Dr. Heidi Reynders van de Landsbond van Neutrale Ziekenfondsen, ziet in digitalisering alleszins veel mogelijkheden. “Het TRIO-platform dat in februari 2025 werd gelanceerd kan een ondersteuning zijn voor de informatie-uitwisseling tussen zorg- en werkgerelateerde actoren. Huisarts, arbeidsarts en adviserend arts zullen via dit digitaal platform kunnen werken aan re-integratie van de patiënt.” Ook de ‘fitnote’ dat omschrijft wat de zieke wel kan ter vervanging van het klassieke ziekenbriefje, is volgens dr. Reynders een belangrijke wijziging die er zit aan te komen. “Arbeidsongeschiktheidsattesten zullen vanaf 2026 ook maar maximaal drie maanden geldig zijn. Werkgevers zullen ook geresponsabiliseerd worden via een solidariteits-bijdrage van 30% tijdens de tweede en derde maand van arbeidsongeschiktheid. En er zitten nog hervormingen aan te komen. Ook voor ziekenfondsen die financieel verantwoordelijk gesteld worden voor de mate waarin zij bijdragen aan succesvolle re-integratie.”

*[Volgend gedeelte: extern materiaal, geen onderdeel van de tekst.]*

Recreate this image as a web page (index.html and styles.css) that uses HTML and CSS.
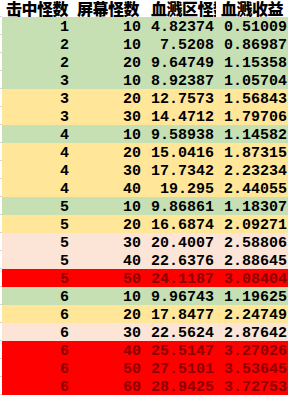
FILE: index.html
```html
<!DOCTYPE html>
<html>
<head>
<meta charset="utf-8">
<link rel="stylesheet" href="styles.css">
</head>
<body>
<div class="sheet">
  <div class="row head"><div class="gut"></div><div class="c">击中怪数</div><div class="c">屏幕怪数</div><div class="c left">血溅区怪数</div><div class="c">血溅收益</div></div>
  <div class="row g"><div class="gut"></div><div class="c">1</div><div class="c">10</div><div class="c">4.82374</div><div class="c">0.51009</div></div>
  <div class="row g"><div class="gut"></div><div class="c">2</div><div class="c">10</div><div class="c">7.5208</div><div class="c">0.86987</div></div>
  <div class="row g"><div class="gut"></div><div class="c">2</div><div class="c">20</div><div class="c">9.64749</div><div class="c">1.15358</div></div>
  <div class="row g"><div class="gut"></div><div class="c">3</div><div class="c">10</div><div class="c">8.92387</div><div class="c">1.05704</div></div>
  <div class="row y"><div class="gut"></div><div class="c">3</div><div class="c">20</div><div class="c">12.7573</div><div class="c">1.56843</div></div>
  <div class="row y"><div class="gut"></div><div class="c">3</div><div class="c">30</div><div class="c">14.4712</div><div class="c">1.79706</div></div>
  <div class="row g"><div class="gut"></div><div class="c">4</div><div class="c">10</div><div class="c">9.58938</div><div class="c">1.14582</div></div>
  <div class="row y"><div class="gut"></div><div class="c">4</div><div class="c">20</div><div class="c">15.0416</div><div class="c">1.87315</div></div>
  <div class="row y"><div class="gut"></div><div class="c">4</div><div class="c">30</div><div class="c">17.7342</div><div class="c">2.23234</div></div>
  <div class="row y"><div class="gut"></div><div class="c">4</div><div class="c">40</div><div class="c">19.295</div><div class="c">2.44055</div></div>
  <div class="row g"><div class="gut"></div><div class="c">5</div><div class="c">10</div><div class="c">9.86861</div><div class="c">1.18307</div></div>
  <div class="row y"><div class="gut"></div><div class="c">5</div><div class="c">20</div><div class="c">16.6874</div><div class="c">2.09271</div></div>
  <div class="row p"><div class="gut"></div><div class="c">5</div><div class="c">30</div><div class="c">20.4007</div><div class="c">2.58806</div></div>
  <div class="row p"><div class="gut"></div><div class="c">5</div><div class="c">40</div><div class="c">22.6376</div><div class="c">2.88645</div></div>
  <div class="row r"><div class="gut"></div><div class="c">5</div><div class="c">50</div><div class="c">24.1187</div><div class="c">3.08404</div></div>
  <div class="row g"><div class="gut"></div><div class="c">6</div><div class="c">10</div><div class="c">9.96743</div><div class="c">1.19625</div></div>
  <div class="row y"><div class="gut"></div><div class="c">6</div><div class="c">20</div><div class="c">17.8477</div><div class="c">2.24749</div></div>
  <div class="row p"><div class="gut"></div><div class="c">6</div><div class="c">30</div><div class="c">22.5624</div><div class="c">2.87642</div></div>
  <div class="row r"><div class="gut"></div><div class="c">6</div><div class="c">40</div><div class="c">25.5147</div><div class="c">3.27026</div></div>
  <div class="row r"><div class="gut"></div><div class="c">6</div><div class="c">50</div><div class="c">27.5101</div><div class="c">3.53645</div></div>
  <div class="row r"><div class="gut"></div><div class="c">6</div><div class="c">60</div><div class="c">28.9425</div><div class="c">3.72753</div></div>
</div>
</body>
</html>
```

FILE: styles.css
```css
html, body {
  margin: 0;
  padding: 0;
  background: #ffffff;
}
.sheet {
  width: 288px;
  display: flex;
  flex-direction: column;
  font-family: "Liberation Mono", "DejaVu Sans Mono", monospace;
  font-weight: bold;
  font-size: 15px;
  color: #000;
}
.row {
  display: flex;
  height: 18px;
}
.gut {
  width: 2px;
  flex: none;
  box-sizing: border-box;
  border-bottom: 1px solid #d4d4d4;
  background: #fff;
}
.c {
  width: 72px;
  flex: none;
  box-sizing: border-box;
  height: 18px;
  padding: 4px 2px 0 0;
  line-height: 14px;
  text-align: right;
  white-space: nowrap;
  overflow: hidden;
}
.row .c:nth-child(2) {
  width: 70px;
  padding-right: 3px;
}
.row .c:nth-child(3) {
  padding-right: 3px;
}
.row .c:nth-child(5) {
  padding-right: 1px;
}
.head {
  height: 17px;
  font-family: "Noto Sans CJK SC", sans-serif;
}
.head .c {
  height: 17px;
  padding: 0;
  line-height: 17px;
  font-size: 16px;
  font-weight: 900;
  letter-spacing: -0.5px;
  text-align: center;
  overflow: visible;
}
.head .c:nth-child(2),
.head .c:nth-child(3),
.head .c:nth-child(5) {
  padding: 0;
}
.head .c.left {
  text-align: left;
  padding-left: 7px;
  overflow: hidden;
}
.g .c { background: #c6e0b4; }
.y .c { background: #ffe699; }
.p .c { background: #fce4d6; }
.r .c { background: #ff0000; color: #8b0000; }
```
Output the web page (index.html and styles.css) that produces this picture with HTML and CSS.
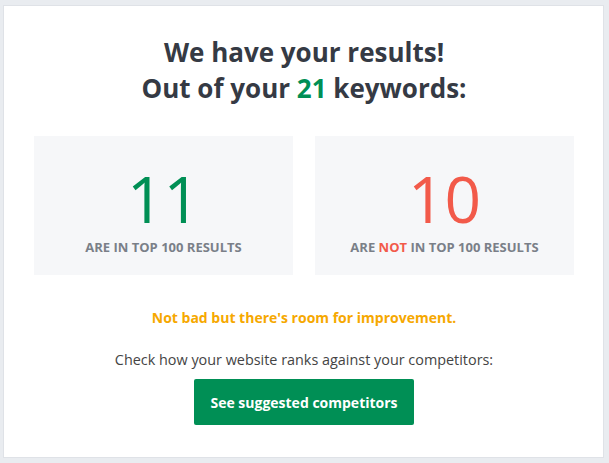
FILE: index.html
```html
<!DOCTYPE html>
<html lang="en">
<head>
  <meta charset="utf-8">
  <meta name="viewport" content="width=device-width, initial-scale=1">
  <title>Keyword results</title>
  <link rel="stylesheet" href="styles.css">
</head>
<body>

  <main class="card">
    <h1 class="title">
      We have your results!<br>
      Out of your <span class="good">21</span> keywords:
    </h1>

    <div class="stats">
      <div class="stat">
        <p class="stat-num good">11</p>
        <p class="stat-label">Are in top 100 results</p>
      </div>
      <div class="stat">
        <p class="stat-num bad">10</p>
        <p class="stat-label">Are <span class="bad">not</span> in top 100 results</p>
      </div>
    </div>

    <p class="verdict">Not bad but there's room for improvement.</p>
    <p class="hint">Check how your website ranks against your competitors:</p>
    <button class="cta">See suggested competitors</button>
  </main>

</body>
</html>
```

FILE: styles.css
```css
* {
  margin: 0;
  padding: 0;
  box-sizing: border-box;
}

:root {
  --page: #e9ecf0;
  --ink: #353a44;
  --muted: #7a7f88;
  --green: #008f55;
  --red: #f25a4a;
  --orange: #f6a800;
  --box: #f6f7f9;
}

html {
  font-family: "Open Sans", sans-serif;
  font-size: 14px;
}

body {
  background: var(--page);
  padding: 5px 5px 5px 3px;
  height: 100vh;
}

.card {
  height: 100%;
  background: #fff;
  border: 1px solid #dfe2e7;
  padding: 28px 29px 0 30px;
  display: flex;
  flex-direction: column;
  align-items: center;
  text-align: center;
  color: var(--ink);
}

.title {
  font-size: 26px;
  line-height: 36px;
  font-weight: 700;
  color: var(--ink);
}

.good { color: var(--green); }
.bad { color: var(--red); }

.stats {
  display: grid;
  grid-template-columns: 1fr 1fr;
  gap: 22px;
  width: 100%;
  margin-top: 30px;
}

.stat {
  background: var(--box);
  height: 139px;
  padding-top: 31px;
}

.stat-num {
  font-size: 64px;
  line-height: 64px;
  font-weight: 400;
}

.stat-label {
  margin-top: 7px;
  font-size: 13px;
  line-height: 18px;
  font-weight: 700;
  text-transform: uppercase;
  color: var(--muted);
}

.verdict {
  margin-top: 33px;
  font-weight: 700;
  color: var(--orange);
}

.hint {
  margin-top: 23px;
  font-size: 14.4px;
  color: #444;
}

.cta {
  margin-top: 10px;
  height: 46px;
  padding: 0 16px;
  background: var(--green);
  color: #fff;
  font: inherit;
  font-weight: 700;
  border: 0;
  border-radius: 2px;
  cursor: pointer;
}
```
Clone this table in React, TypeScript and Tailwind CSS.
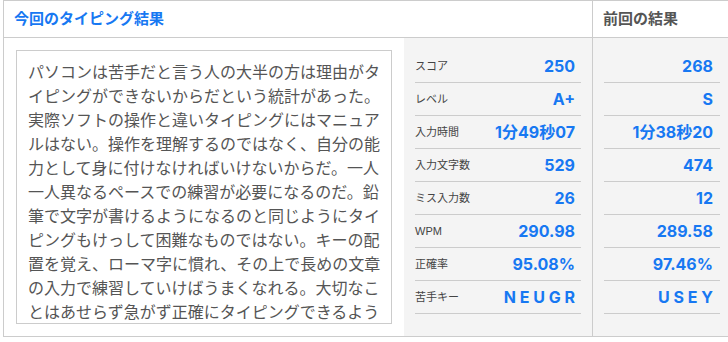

Dat er jaarlijks meer dan 11 miljard nodig is voor het uitbetalen van vervangings-inkomens voor langdurig zieken, is volgens de organisatoren van het symposium te gek voor woorden. “Dit systeem is op termijn onbetaalbaar. Vandaag zijn er ruim 520.000 personen langdurig ziek en volgens het Planbureau kan dat – bij ongewijzigd beleid – oplopen tot 600.000 in 2035. Meer dan 7,5% van de actieve bevolking is inactief door ziekte. In Wallonië is dat zelfs 8,8% terwijl dat in Vlaanderen 6,97% is.”

Die regionale verschillen leggen volgens dr. Jan Van Meirhaeghe en Karel Vermeyen ook een ander probleem bloot, nl. een verschuiving van het statuut tussen werkloosheid, ziekte- en invaliditeit en leefloon. Brussel bijvoorbeeld heeft het laagste aantal langdurig zieken, maar in verhouding wel het hoogste aantal werklozen of leefloongerechtigden. De OESO ziet daar een nakend gevaar in, nl. de fluïde grens om mensen van de ene naar de andere categorie door te schuiven waarbij het basisprobleem niet opgelost geraakt. Feit is dat alleen verantwoordelijkheidszin van alle actoren, patiënten, artsen, werkgevers, ziekenfondsen, arbeidsbemiddelingsbureaus en deelstaten, kan helpen het probleem op te lossen. Het doel moet zijn om ervoor te zorgen dat mensen niet langer uitvallen, dat ze snel gereïntegreerd worden en dat er geen overloopfenomeen optreedt.

Want anders is het dweilen met de kraan open. En net op dat gebied is ook de taalgrens weer een zorggrens.